Lake Mead, the reservoir for drinking water in Las Vegas, is in trouble. The city and its suburbs have long been challenged by a limited water supply, but the very real effects of climate change are exacerbating and accelerating already dry conditions. The region's 2 million residents depend almost entirely on the Colorado River, yet its lake-stored flows are set to dwindle significantly in the next few decades.

Located about 30 miles from the city's downtown, Lake Mead's depth has sunk to perilously low levels— to around 1,080 ft now from about 1,200 ft in 2000.

"It only takes a 10% reduction to cause really big problems," says Tim Barnett, marine research physicist emeritus at the Scripps Institution of Oceanography, San Diego. "We are seeing what we thought we would see when we calculated the impacts of global warming."

As a result, the Southern Nevada Water Authority (SNWA) and a team of engineers and contractors are nearing completion of a $817-million water intake and tunneling project that will enable the regional water agency to draw added supply from the lake's very lowest level. The project will ensure that Las Vegas residents continue to have a stable source of water through the end of this century, SNWA says.

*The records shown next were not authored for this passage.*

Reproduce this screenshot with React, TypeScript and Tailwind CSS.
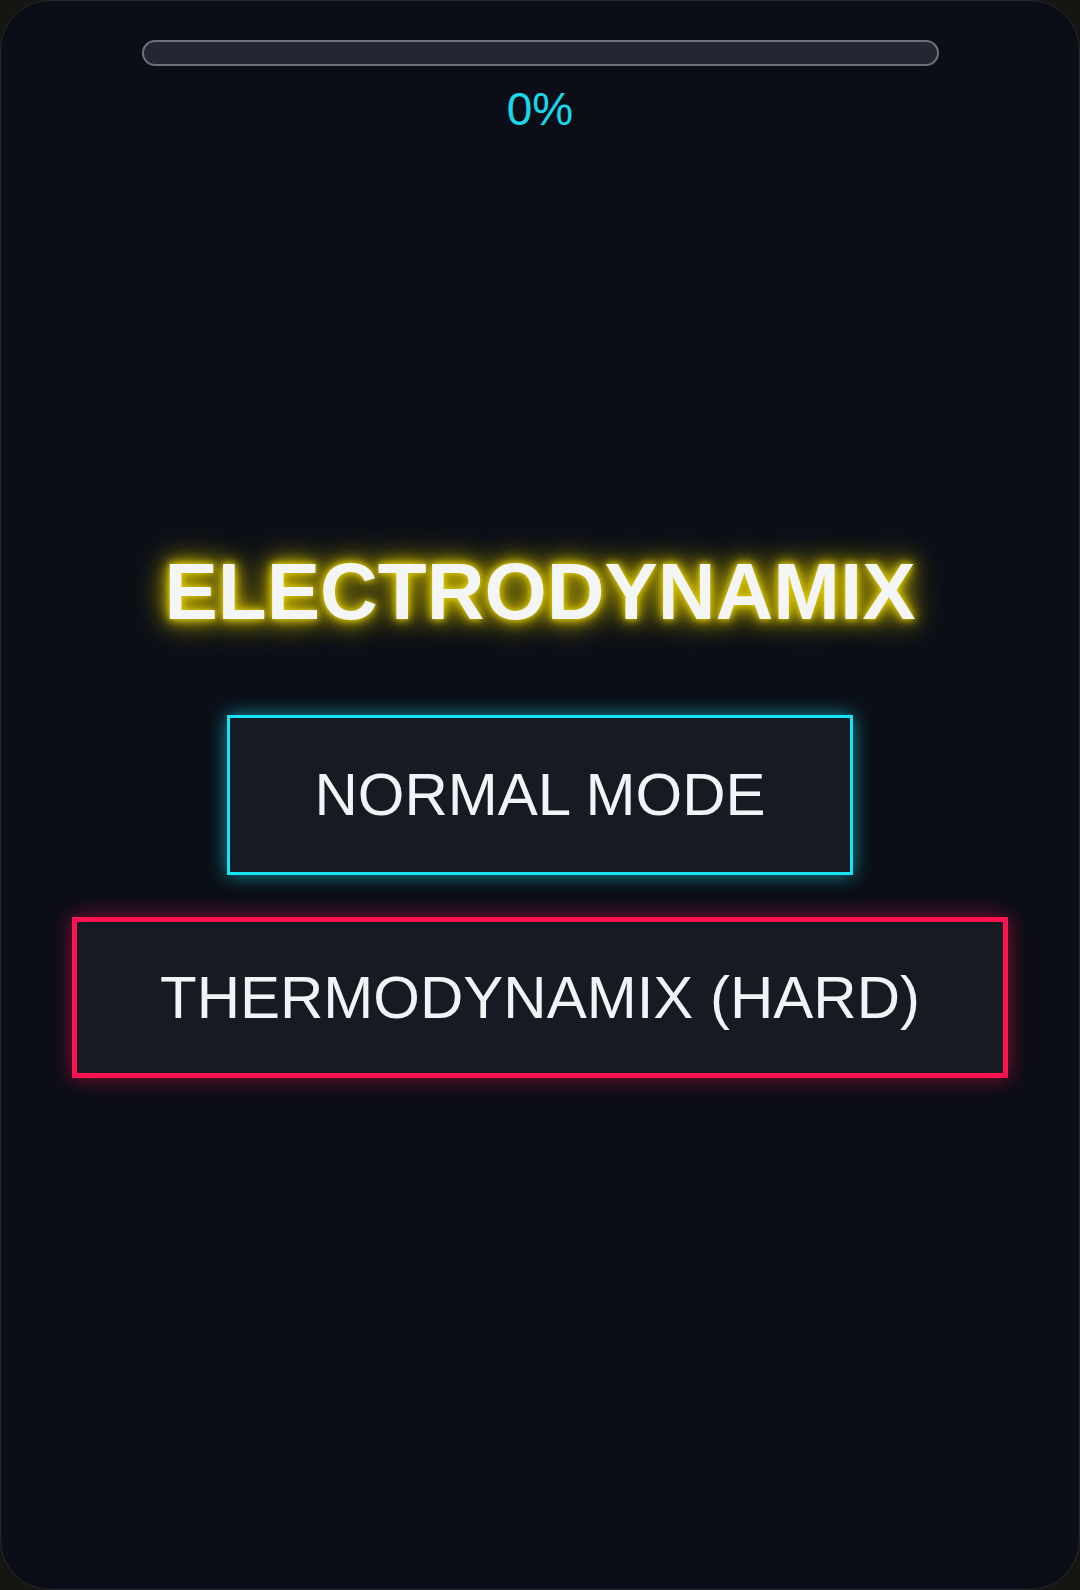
export default function App() {
  return (
    <div className="h-[1590px] w-[1080px] overflow-hidden bg-[#151512] font-['Liberation_Sans',Arial,sans-serif]">
      <div className="flex h-full w-full flex-col items-center rounded-[50px] border border-[#26282c] bg-[#0b0e17]">
        {/* progress */}
        <div className="mt-[39px] h-[26px] w-[797px] rounded-full border-2 border-[#6d717e] bg-[#232731]" />
        <p className="mt-[17px] text-[46px] leading-[1.15] text-[#1ad8ec]">0%</p>

        {/* title + modes */}
        <h1 className="mt-[410px] text-[80px] font-bold leading-[1.15] text-[#f4f5f7] [text-shadow:0_0_6px_#e6d200,0_0_14px_#d4c000,0_0_24px_#c2b000,0_0_36px_#8f8200]">
          ELECTRODYNAMIX
        </h1>
        <button className="mt-[77px] border-[3px] border-[#19e3f5] bg-[#161a23] px-[84px] pt-[42px] pb-[43px] text-[60px] leading-[1.15] text-[#f1f3f7] shadow-[0_0_18px_rgba(25,227,245,0.6)]">
          NORMAL MODE
        </button>
        <button className="mt-[42px] border-[5px] border-[#ff1252] bg-[#161a23] px-[83px] pt-[41px] pb-[41px] text-[60px] leading-[1.15] text-[#f1f3f7] shadow-[0_0_20px_rgba(255,18,82,0.5)]">
          THERMODYNAMIX (HARD)
        </button>
      </div>
    </div>
  );
}
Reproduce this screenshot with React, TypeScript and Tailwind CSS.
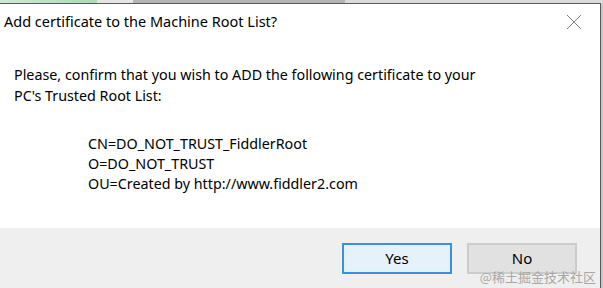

Additionally, the agency expects to submit to its board for approval on May 21 a $650-million construction services contract with a joint-venture team of MWH Global and CH2M. MWH-CH2M will build a new pumping station near the new intake and  implement more stringent conservation measures.

The Drought Cometh

According to those who have studied the river basin's climatological future, the region could get even drier.

For more than 80 years, the Las Vegas area has benefitted from the Lake Mead reservoir, created in the 1930s by the construction of the Boulder Dam, one of the largest engineering marvels of the past century. Demand on the reservoir was manageable, until the area's population exceeded 1 million in the early 2000s.

In the past decade, as climate modeling became more accurate, stakeholders in the Colorado River basin—including Colorado, Utah, Arizona, Nevada, California and New Mexico—sought better predictions of the waterway's flows.

Barnett performed some of the earliest studies and analyses on historical and future Colorado River flows and lake impacts. By 2009, the results of his research were published and peer-reviewed by the National Academy of Sciences. The predictions refuted previously held assumptions. The study predicted declines in snowpack and warned of changes in other trends that had been temporarily increasing the amount of water available to western states since 1906.